No matter how much you love your partner, you're essentially two separate people with your own unique personalities, thoughts, feelings and needs. It's inevitable that some conflict will occur when two people decide to share their lives together. However, conflict isn't necessarily a bad thing.

Patricia Burns, a psychotherapist based in Toronto, says that, if handled correctly, conflict can actually help improve your relationship in the long run. Instead of shying away from conflict, Burns suggests that couples address conflict directly and practise the following skills.

1. Communicate openly
Use conflict as an opportunity to communicate openly and talk through any issues you may be facing as a couple.
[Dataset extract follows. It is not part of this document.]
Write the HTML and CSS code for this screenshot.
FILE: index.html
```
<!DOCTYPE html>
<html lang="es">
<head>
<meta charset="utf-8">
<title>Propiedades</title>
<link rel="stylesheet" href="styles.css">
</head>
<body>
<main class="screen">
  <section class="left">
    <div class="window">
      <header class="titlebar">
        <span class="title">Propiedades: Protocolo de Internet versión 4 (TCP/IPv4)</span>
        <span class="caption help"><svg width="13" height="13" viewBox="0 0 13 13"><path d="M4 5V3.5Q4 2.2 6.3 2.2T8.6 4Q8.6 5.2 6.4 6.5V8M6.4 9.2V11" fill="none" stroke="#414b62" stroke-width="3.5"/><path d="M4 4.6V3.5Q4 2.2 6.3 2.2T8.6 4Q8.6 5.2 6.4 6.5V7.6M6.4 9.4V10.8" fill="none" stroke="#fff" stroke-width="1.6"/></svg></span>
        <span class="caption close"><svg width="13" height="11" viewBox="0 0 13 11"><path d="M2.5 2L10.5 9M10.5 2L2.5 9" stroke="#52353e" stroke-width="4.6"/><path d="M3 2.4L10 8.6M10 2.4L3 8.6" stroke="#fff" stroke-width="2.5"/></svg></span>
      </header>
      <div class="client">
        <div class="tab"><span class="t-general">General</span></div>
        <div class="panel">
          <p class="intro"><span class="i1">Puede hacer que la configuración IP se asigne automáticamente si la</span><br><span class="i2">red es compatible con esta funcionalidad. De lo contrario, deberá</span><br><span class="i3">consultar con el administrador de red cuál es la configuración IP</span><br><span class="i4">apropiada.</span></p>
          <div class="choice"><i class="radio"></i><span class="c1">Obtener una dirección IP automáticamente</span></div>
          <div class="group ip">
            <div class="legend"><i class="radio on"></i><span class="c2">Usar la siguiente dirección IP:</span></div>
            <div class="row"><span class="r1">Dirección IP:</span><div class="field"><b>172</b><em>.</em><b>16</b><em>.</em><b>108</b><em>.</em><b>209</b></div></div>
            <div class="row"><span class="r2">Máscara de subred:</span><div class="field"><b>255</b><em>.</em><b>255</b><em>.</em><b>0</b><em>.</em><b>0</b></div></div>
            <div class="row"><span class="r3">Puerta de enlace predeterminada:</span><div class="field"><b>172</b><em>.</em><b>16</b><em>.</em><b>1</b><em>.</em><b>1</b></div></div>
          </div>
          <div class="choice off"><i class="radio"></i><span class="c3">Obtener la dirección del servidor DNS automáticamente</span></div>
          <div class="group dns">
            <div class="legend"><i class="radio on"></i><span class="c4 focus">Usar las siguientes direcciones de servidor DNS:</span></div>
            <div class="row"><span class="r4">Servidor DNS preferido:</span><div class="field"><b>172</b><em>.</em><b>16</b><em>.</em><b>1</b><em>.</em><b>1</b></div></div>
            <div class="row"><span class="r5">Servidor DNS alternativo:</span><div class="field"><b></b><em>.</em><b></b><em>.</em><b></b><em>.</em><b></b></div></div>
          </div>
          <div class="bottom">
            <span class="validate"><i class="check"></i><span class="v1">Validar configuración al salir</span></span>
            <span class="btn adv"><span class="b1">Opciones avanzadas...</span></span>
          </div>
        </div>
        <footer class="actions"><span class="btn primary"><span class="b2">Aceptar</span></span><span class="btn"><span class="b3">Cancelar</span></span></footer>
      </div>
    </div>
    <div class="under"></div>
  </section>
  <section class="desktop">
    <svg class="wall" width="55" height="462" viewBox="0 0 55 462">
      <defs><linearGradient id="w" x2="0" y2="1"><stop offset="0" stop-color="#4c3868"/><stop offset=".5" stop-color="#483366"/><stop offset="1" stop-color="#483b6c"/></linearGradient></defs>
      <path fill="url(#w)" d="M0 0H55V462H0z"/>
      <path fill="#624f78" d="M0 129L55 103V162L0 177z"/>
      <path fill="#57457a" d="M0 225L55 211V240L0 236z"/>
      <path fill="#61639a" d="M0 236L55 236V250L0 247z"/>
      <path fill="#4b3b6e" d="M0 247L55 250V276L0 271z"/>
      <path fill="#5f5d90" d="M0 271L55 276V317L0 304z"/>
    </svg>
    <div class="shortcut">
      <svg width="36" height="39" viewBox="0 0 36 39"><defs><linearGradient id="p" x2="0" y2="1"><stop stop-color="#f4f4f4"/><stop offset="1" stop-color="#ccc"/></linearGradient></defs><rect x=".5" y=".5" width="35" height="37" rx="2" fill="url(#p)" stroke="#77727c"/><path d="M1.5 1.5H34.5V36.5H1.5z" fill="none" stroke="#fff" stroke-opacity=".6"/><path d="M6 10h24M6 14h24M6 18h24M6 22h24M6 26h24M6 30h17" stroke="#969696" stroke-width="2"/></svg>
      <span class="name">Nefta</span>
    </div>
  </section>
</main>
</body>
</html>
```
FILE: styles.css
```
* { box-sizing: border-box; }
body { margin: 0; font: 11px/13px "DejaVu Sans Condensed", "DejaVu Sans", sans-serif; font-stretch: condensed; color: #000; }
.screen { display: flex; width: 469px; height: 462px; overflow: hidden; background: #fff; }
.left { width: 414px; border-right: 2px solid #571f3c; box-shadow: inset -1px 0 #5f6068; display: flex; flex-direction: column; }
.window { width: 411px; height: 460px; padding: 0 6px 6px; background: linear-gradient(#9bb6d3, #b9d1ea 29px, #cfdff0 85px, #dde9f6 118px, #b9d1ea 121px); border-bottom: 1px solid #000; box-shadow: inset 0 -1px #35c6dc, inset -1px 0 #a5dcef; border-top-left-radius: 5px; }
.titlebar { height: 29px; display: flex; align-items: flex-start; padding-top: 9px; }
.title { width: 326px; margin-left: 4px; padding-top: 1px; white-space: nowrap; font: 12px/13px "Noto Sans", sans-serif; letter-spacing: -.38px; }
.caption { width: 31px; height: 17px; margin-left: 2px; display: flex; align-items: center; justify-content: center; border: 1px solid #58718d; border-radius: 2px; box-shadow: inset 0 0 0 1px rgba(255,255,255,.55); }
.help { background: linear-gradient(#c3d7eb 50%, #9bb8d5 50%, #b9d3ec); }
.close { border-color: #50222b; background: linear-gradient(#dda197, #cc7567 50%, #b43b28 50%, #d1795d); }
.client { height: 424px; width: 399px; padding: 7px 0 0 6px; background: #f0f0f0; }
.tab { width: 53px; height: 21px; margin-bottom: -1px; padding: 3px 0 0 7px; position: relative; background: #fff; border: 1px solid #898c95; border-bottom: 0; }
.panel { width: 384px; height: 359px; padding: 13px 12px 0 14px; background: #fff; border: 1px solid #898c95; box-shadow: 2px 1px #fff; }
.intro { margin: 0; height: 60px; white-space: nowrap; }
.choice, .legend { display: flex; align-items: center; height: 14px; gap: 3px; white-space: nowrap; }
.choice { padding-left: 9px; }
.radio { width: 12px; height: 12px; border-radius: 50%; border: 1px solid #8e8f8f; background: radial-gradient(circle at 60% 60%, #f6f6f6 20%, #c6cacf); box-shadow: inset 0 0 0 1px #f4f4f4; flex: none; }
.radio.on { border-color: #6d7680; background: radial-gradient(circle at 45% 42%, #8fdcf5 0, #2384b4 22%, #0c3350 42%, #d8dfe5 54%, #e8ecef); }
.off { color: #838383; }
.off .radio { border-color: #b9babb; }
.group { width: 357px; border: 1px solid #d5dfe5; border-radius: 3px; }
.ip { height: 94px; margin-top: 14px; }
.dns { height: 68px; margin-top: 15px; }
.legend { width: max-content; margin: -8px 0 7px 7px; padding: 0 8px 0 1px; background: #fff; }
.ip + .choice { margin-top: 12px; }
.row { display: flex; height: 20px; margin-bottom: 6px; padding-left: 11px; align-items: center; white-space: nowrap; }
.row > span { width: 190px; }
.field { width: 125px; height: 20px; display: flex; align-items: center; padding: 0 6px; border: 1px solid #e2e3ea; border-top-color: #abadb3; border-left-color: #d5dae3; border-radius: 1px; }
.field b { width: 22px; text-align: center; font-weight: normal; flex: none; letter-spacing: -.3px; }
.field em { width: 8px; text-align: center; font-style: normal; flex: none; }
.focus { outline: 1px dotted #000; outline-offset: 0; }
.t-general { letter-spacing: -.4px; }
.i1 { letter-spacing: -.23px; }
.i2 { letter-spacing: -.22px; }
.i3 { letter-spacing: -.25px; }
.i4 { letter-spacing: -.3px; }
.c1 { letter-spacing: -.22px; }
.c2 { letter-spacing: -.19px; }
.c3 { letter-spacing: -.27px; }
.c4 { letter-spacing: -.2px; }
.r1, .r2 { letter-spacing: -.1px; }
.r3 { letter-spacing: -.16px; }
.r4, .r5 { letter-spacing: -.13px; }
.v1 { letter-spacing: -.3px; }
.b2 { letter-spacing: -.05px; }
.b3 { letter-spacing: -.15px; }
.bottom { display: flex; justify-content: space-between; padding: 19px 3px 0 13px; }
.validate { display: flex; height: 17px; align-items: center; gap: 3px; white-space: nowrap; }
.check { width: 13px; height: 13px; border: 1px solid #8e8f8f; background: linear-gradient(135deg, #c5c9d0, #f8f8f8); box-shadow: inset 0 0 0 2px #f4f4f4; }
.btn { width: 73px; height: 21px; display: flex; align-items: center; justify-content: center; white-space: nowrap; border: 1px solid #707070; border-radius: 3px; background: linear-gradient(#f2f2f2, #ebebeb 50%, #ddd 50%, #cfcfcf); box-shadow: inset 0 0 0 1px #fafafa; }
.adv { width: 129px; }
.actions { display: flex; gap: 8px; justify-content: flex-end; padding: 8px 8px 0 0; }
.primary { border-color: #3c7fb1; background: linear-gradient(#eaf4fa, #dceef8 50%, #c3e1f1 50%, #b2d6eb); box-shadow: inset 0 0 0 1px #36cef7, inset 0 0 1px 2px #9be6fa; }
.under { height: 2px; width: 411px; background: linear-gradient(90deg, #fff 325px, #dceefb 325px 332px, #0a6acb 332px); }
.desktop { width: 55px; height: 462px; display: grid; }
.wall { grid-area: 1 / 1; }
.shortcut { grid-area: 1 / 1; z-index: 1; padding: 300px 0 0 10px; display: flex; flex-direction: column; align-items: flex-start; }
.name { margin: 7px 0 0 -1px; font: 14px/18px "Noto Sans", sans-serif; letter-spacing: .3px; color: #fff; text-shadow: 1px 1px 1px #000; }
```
"Conflict offers the opportunity for each side to make their views be known, to hear what the other is thinking, and resolution to be based on full consideration of both parties," explains Burns.

By opening up the lines of communication, she says, "guesswork and assumptions are eliminated, and decisions reached and acted upon are with full knowledge of consequences." Working through conflict in this way can strengthen your relationship as a couple.

2. Listen actively to your partner
For couples looking to work through conflict in a way that will help improve their relationship it's essential to practice "active listening," says Burns. "This means you don't just hear words and regurgitate them, it means you work to understand what exactly it is the other is trying to tell you."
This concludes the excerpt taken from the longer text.